• Aim of the task: Pick out the lines below with "this" and list them.

>> begin Data section

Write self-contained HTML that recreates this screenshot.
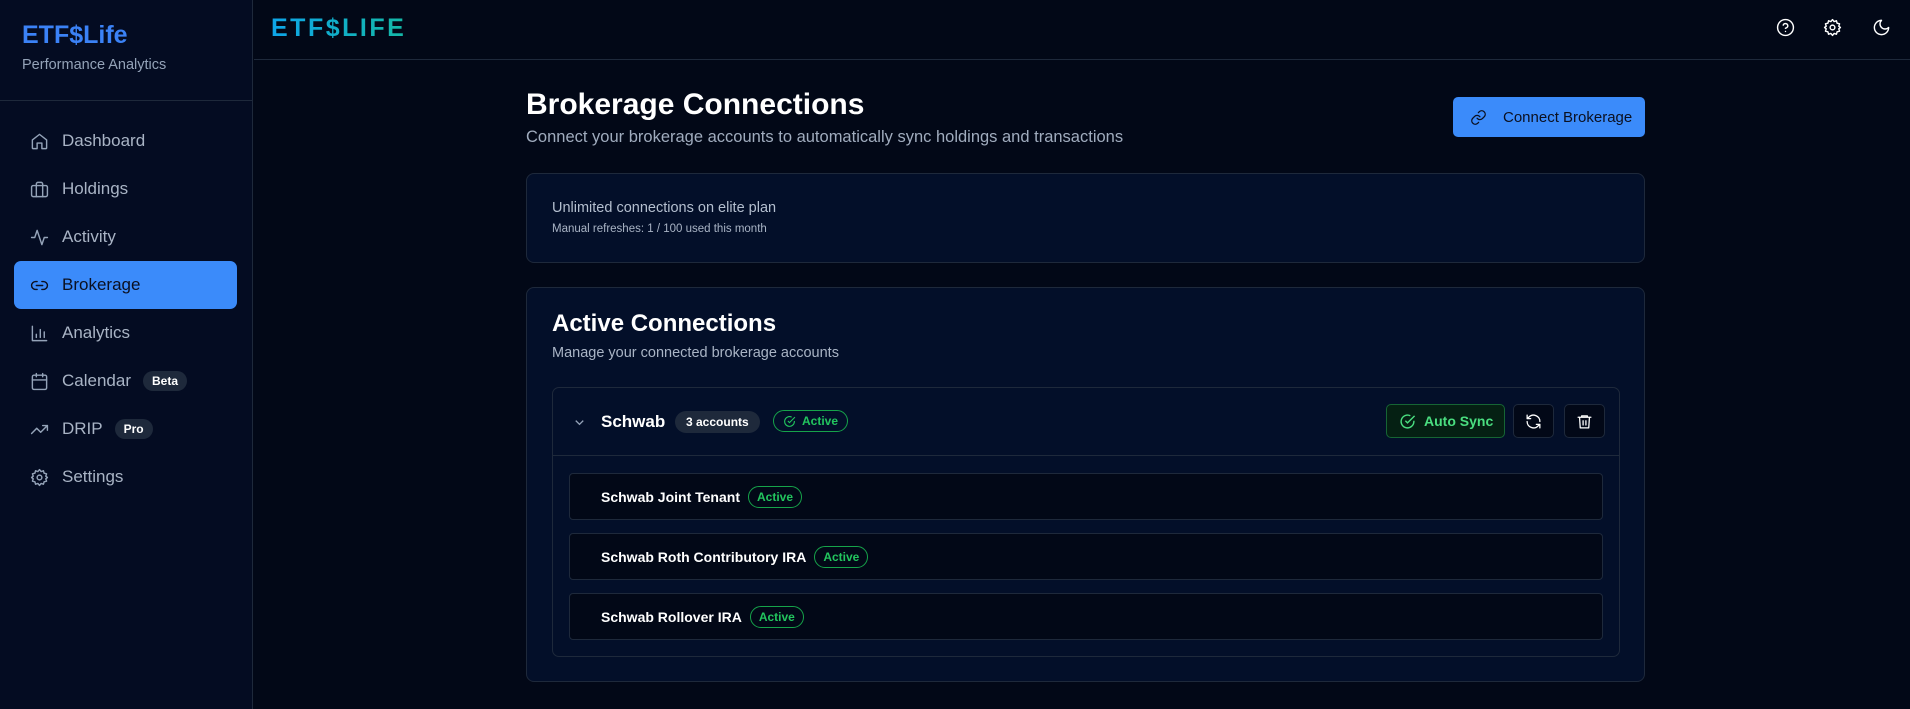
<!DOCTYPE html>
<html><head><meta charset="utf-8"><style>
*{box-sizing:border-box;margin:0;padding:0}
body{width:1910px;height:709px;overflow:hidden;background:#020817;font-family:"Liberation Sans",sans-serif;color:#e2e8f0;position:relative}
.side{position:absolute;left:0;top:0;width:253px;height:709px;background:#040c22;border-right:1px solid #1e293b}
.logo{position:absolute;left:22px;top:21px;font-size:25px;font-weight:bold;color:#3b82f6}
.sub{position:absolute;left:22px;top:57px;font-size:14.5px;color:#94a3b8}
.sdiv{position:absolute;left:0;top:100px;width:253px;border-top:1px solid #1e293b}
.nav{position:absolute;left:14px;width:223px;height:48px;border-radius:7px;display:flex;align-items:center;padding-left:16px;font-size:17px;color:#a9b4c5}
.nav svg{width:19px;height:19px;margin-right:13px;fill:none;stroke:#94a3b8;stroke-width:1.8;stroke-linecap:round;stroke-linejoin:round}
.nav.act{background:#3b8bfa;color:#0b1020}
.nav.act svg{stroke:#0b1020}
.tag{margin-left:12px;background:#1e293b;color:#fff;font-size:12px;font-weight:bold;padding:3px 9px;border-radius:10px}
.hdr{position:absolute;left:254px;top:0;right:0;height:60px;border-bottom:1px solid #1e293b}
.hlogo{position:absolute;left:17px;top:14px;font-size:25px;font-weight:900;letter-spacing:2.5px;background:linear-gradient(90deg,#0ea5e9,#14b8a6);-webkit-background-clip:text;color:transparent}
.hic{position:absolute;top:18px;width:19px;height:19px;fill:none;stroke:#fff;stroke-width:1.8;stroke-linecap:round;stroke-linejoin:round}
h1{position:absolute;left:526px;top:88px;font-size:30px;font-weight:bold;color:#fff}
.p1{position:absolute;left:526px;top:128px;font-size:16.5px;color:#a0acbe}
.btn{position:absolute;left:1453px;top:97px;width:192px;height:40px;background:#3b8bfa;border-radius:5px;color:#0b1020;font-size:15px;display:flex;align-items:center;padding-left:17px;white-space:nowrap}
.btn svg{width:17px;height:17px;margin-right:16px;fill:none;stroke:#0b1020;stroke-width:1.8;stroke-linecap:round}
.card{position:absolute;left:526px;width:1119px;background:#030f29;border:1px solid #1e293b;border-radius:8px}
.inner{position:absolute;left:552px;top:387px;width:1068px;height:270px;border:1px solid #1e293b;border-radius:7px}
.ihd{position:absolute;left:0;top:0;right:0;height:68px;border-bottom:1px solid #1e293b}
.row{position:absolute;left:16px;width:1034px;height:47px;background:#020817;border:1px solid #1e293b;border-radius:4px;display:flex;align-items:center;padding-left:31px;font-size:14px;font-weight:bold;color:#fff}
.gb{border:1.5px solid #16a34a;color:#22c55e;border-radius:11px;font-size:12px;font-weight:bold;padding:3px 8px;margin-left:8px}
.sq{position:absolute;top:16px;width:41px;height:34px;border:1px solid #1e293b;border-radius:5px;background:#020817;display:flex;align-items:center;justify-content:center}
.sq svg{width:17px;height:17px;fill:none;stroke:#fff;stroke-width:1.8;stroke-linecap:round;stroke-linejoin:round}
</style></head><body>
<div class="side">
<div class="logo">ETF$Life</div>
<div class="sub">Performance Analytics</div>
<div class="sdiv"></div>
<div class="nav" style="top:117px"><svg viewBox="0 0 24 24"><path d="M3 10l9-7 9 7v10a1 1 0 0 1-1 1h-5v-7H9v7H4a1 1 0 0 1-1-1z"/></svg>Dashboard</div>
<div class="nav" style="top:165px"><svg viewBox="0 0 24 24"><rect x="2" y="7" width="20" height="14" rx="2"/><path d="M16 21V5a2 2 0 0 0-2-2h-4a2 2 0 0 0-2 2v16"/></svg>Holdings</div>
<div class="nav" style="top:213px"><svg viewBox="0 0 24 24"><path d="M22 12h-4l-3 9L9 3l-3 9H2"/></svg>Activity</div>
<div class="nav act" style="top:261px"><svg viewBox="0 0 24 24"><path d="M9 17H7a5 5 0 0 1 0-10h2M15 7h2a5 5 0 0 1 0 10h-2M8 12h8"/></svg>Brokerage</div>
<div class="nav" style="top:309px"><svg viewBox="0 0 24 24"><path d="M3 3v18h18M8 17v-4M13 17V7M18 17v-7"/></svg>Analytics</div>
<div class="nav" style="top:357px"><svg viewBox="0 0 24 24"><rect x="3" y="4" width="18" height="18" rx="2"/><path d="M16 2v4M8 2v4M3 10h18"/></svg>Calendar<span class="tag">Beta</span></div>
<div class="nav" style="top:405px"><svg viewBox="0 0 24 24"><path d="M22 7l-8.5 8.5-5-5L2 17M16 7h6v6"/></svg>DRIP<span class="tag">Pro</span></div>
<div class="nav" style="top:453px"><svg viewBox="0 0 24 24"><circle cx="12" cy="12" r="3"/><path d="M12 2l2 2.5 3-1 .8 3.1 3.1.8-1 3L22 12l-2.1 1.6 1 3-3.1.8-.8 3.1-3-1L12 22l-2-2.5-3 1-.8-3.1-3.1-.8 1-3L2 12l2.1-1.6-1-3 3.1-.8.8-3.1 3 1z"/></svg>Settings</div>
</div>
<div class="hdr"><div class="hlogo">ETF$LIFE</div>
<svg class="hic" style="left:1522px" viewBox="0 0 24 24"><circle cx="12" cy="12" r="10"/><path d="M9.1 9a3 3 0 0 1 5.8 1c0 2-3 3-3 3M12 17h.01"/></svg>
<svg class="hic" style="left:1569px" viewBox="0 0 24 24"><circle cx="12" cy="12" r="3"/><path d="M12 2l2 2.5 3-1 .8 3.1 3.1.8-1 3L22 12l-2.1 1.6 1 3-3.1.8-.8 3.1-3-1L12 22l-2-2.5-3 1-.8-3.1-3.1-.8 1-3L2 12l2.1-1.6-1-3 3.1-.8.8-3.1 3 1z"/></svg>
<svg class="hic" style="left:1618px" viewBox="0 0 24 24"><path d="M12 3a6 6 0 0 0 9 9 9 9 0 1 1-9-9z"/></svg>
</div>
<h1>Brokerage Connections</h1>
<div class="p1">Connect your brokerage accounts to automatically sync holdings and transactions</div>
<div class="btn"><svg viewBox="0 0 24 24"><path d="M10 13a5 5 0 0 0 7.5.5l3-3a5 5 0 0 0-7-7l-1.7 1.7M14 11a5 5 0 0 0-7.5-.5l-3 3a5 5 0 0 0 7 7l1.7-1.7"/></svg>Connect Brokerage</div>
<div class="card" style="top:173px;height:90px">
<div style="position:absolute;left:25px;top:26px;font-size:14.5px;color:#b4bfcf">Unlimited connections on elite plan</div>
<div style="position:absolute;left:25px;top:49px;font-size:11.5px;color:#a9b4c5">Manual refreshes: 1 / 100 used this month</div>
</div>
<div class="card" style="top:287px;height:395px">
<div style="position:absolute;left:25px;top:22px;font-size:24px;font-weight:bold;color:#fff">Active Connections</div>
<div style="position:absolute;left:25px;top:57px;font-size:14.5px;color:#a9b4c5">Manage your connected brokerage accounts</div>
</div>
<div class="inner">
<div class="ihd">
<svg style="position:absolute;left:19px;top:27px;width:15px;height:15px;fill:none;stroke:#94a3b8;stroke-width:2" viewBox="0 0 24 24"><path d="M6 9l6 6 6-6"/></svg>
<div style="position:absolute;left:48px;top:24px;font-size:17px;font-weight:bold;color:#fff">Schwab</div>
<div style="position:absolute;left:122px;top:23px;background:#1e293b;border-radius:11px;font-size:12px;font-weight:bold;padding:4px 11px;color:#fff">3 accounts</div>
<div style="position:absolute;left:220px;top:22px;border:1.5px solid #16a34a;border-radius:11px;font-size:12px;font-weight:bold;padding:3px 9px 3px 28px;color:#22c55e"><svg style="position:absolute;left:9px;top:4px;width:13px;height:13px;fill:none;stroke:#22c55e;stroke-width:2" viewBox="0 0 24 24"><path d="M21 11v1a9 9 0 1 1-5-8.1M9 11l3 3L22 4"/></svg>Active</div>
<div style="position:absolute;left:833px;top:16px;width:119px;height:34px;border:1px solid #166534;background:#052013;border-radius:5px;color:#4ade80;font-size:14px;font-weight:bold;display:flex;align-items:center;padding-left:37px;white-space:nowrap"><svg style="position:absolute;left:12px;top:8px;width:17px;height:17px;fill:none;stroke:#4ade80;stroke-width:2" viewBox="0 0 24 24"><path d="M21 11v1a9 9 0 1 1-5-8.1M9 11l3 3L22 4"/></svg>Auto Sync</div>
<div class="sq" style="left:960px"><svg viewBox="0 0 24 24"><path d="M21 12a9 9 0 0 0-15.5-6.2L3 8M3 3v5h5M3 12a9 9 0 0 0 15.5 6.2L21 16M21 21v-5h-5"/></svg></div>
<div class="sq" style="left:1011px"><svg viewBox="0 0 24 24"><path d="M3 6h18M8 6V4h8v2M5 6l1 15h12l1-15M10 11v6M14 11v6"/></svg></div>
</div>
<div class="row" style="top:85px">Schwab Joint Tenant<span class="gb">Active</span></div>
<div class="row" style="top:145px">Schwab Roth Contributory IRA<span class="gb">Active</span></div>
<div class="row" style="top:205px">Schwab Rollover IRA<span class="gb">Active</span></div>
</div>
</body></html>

>> end Data section

• Correct answer:
Write self-contained HTML that recreates this screenshot.
<div style="position:absolute;left:25px;top:49px;font-size:11.5px;color:#a9b4c5">Manual refreshes: 1 / 100 used this month</div>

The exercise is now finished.